Ma, a questo punto, l’attuale leader quanto potrebbe restare ancora alla presidenza del consiglio, considerato che, comunque va, i partiti tradizionali nel 2023 vogliono tornare in primo piano e lo scontro di annuncia già di respiro epocale, come battaglia diretta tra centrodestra e centrosinistra. Ma anche in questo caso in entrambi gli schieramenti non appare per ora ancora potersi delineare un leader carismatico. Centrodestra e centrosinistra appaiono fragili. Convivono un po’ agitati sotto lo scettro di Draghi, per il momento. Ma come si potrebbero muovere, una volta lasciati liberi di muoversi? Nella confusione ideologica e organizzativa del momento è di fatto impossibile azzardare previsioni, anche perché nessun partito o movimento dispone d’una organizzazione territoriale diffusa e organizzata come ai tempi della Prima Repubblica. E’ esiguo il numero degli iscritti anche nei partiti tradizionali della sinistra. E non è facile prevedere come modificherà le sue scelte l’opinione pubblica che, nel breve volgere degli ultimi cinque anni, si è dimostrata volubile e ondivaga. Una condizione psicologica generale che ha subito profonde modificazioni anche per la diffusione della pandemia che ha modificato profondamente la mentalità, le esigenze e le abitudini di tutta la popolazione, oltre che alterare la situazione economica.

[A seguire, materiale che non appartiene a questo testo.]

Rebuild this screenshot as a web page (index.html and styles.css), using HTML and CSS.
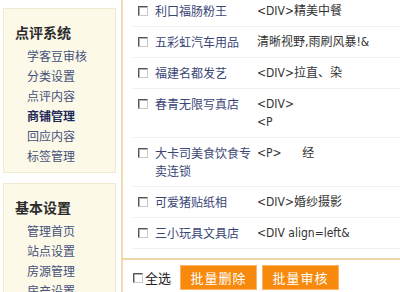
FILE: index.html
```html
<!DOCTYPE html>
<html lang="zh-CN">
<head>
    <meta charset="UTF-8">
    <title>商铺管理</title>
    <link rel="stylesheet" href="styles.css">
</head>
<body>
    <div class="admin">
        <div class="sidebar">
            <div class="menu-box">
                <h3>点评系统</h3>
                <ul>
                    <li><a href="#">学客豆审核</a></li>
                    <li><a href="#">分类设置</a></li>
                    <li><a href="#">点评内容</a></li>
                    <li><a href="#" class="current">商铺管理</a></li>
                    <li><a href="#">回应内容</a></li>
                    <li><a href="#">标签管理</a></li>
                </ul>
            </div>
            <div class="menu-box">
                <h3>基本设置</h3>
                <ul>
                    <li><a href="#">管理首页</a></li>
                    <li><a href="#">站点设置</a></li>
                    <li><a href="#">房源管理</a></li>
                    <li><a href="#">房产设置</a></li>
                </ul>
            </div>
        </div>

        <div class="main">
            <div class="shop-list">
                <div class="shop-row">
                    <span class="check"></span>
                    <span class="shop-name">利口福肠粉王</span>
                    <span class="shop-desc">&lt;DIV&gt;精美中餐</span>
                </div>
                <div class="shop-row">
                    <span class="check"></span>
                    <span class="shop-name">五彩虹汽车用品</span>
                    <span class="shop-desc">清晰视野,雨刷风暴!&amp;</span>
                </div>
                <div class="shop-row">
                    <span class="check"></span>
                    <span class="shop-name">福建名都发艺</span>
                    <span class="shop-desc">&lt;DIV&gt;拉直、染</span>
                </div>
                <div class="shop-row">
                    <span class="check"></span>
                    <span class="shop-name">春青无限写真店</span>
                    <span class="shop-desc">&lt;DIV&gt;<br>&lt;P</span>
                </div>
                <div class="shop-row">
                    <span class="check"></span>
                    <span class="shop-name">大卡司美食饮食专卖连锁</span>
                    <span class="shop-desc">&lt;P&gt;&nbsp;&nbsp;&nbsp;&nbsp;&nbsp;&nbsp;经</span>
                </div>
                <div class="shop-row">
                    <span class="check"></span>
                    <span class="shop-name">可爱猪贴纸相</span>
                    <span class="shop-desc">&lt;DIV&gt;婚纱摄影</span>
                </div>
                <div class="shop-row">
                    <span class="check"></span>
                    <span class="shop-name">三小玩具文具店</span>
                    <span class="shop-desc">&lt;DIV align=left&amp;</span>
                </div>
            </div>

            <div class="actions">
                <label class="select-all"><span class="check"></span>全选</label>
                <button type="button">批量删除</button>
                <button type="button">批量审核</button>
            </div>
        </div>
    </div>
</body>
</html>
```

FILE: styles.css
```css
* {
    margin: 0;
    padding: 0;
    box-sizing: border-box;
}

body {
    background: #fff;
    font-family: "Noto Sans CJK SC", sans-serif;
    font-size: 12px;
    color: #333;
    overflow: hidden;
}

.admin {
    display: flex;
    align-items: flex-start;
}

/* left menu */
.sidebar {
    width: 121px;
    flex-shrink: 0;
    padding: 8px 0 0 3px;
}

.menu-box {
    width: 113px;
    background: #fcf9e9;
    border: 1px solid #f1ead0;
    padding: 11px 0 6px;
    margin-bottom: 10px;
}

.menu-box h3 {
    font-size: 14px;
    line-height: 24px;
    font-weight: bold;
    color: #2b2b2b;
    padding-left: 11px;
    margin-bottom: 2px;
}

.menu-box ul {
    list-style: none;
}

.menu-box li {
    line-height: 20px;
    padding-left: 23px;
}

.menu-box a {
    color: #45527a;
    text-decoration: none;
}

.menu-box a.current {
    color: #1e2a58;
    font-weight: bold;
}

/* shop list */
.main {
    flex: 1;
    border-left: 2px solid #eedcb0;
    min-height: 292px;
}

.shop-list {
    margin: -4px 0 0 10px;
    padding-bottom: 9px;
}

.shop-row {
    display: grid;
    grid-template-columns: 22px 102px 1fr;
    align-items: start;
    padding: 6px 0;
    line-height: 18px;
    border-bottom: 1px solid #efefef;
}

.check {
    display: inline-block;
    width: 10px;
    height: 10px;
    margin: 4px 0 0 5px;
    background: #fff;
    border: 1px solid;
    border-color: #555 #c8c8c8 #c8c8c8 #555;
    box-shadow: inset 1px 1px 0 #b0b0b0;
}

.shop-name {
    color: #3a4676;
}

.shop-desc {
    font-family: "DejaVu Sans Condensed", "DejaVu Sans", "Noto Sans CJK SC", sans-serif;
    color: #333;
    white-space: nowrap;
}

/* bottom bar */
.actions {
    display: flex;
    align-items: center;
    border-top: 2px solid #ecd7a6;
    margin-left: -2px;
    padding: 5px 0 0 12px;
}

.select-all {
    display: flex;
    align-items: center;
    font-size: 13px;
    color: #222;
    margin-right: 4px;
}

.select-all .check {
    margin: 0 2px 0 0;
}

.actions button {
    width: 77px;
    height: 25px;
    margin-left: 5px;
    background: #f7890c;
    border: 1px solid #fbb56a;
    color: #fff;
    font-family: "Noto Sans CJK SC", sans-serif;
    font-size: 13px;
    letter-spacing: 1px;
    cursor: pointer;
}
```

Questo spiega il movimento inquieto degli attuali schieramenti attorno ai quali navigano come satelliti molti piccoli movimenti, soprattutto nell’area che un tempo nera considerata il “centro” e che di fatto non esiste più. C’è un fenomeno infine, al di là delle scelte ideologiche di campo, che merita una profonda riflessione : sono anni che s’è interrotto il collegamento tra i partiti e le cosiddetta società civile. Anche in occasione delle ultime vicende elettorali s’è fermato il rapporto di cooptazione tra i partiti e le emergenze professionali (avvocati, commercialisti, medici, imprenditori, manager, docenti universitari, ecc.). La politica non è più attrattiva e non solletica più, oltre che ideologicamente, anche solo come ambizione di carriera i potenziali leader del futuro. Questo fenomeno accentua il regresso intellettuale della elaborazione del pensiero politica e della relativa e conseguente azione amministrativa. Mario Draghi, a 74 anni, rischia di essere un’isola nell’oceano.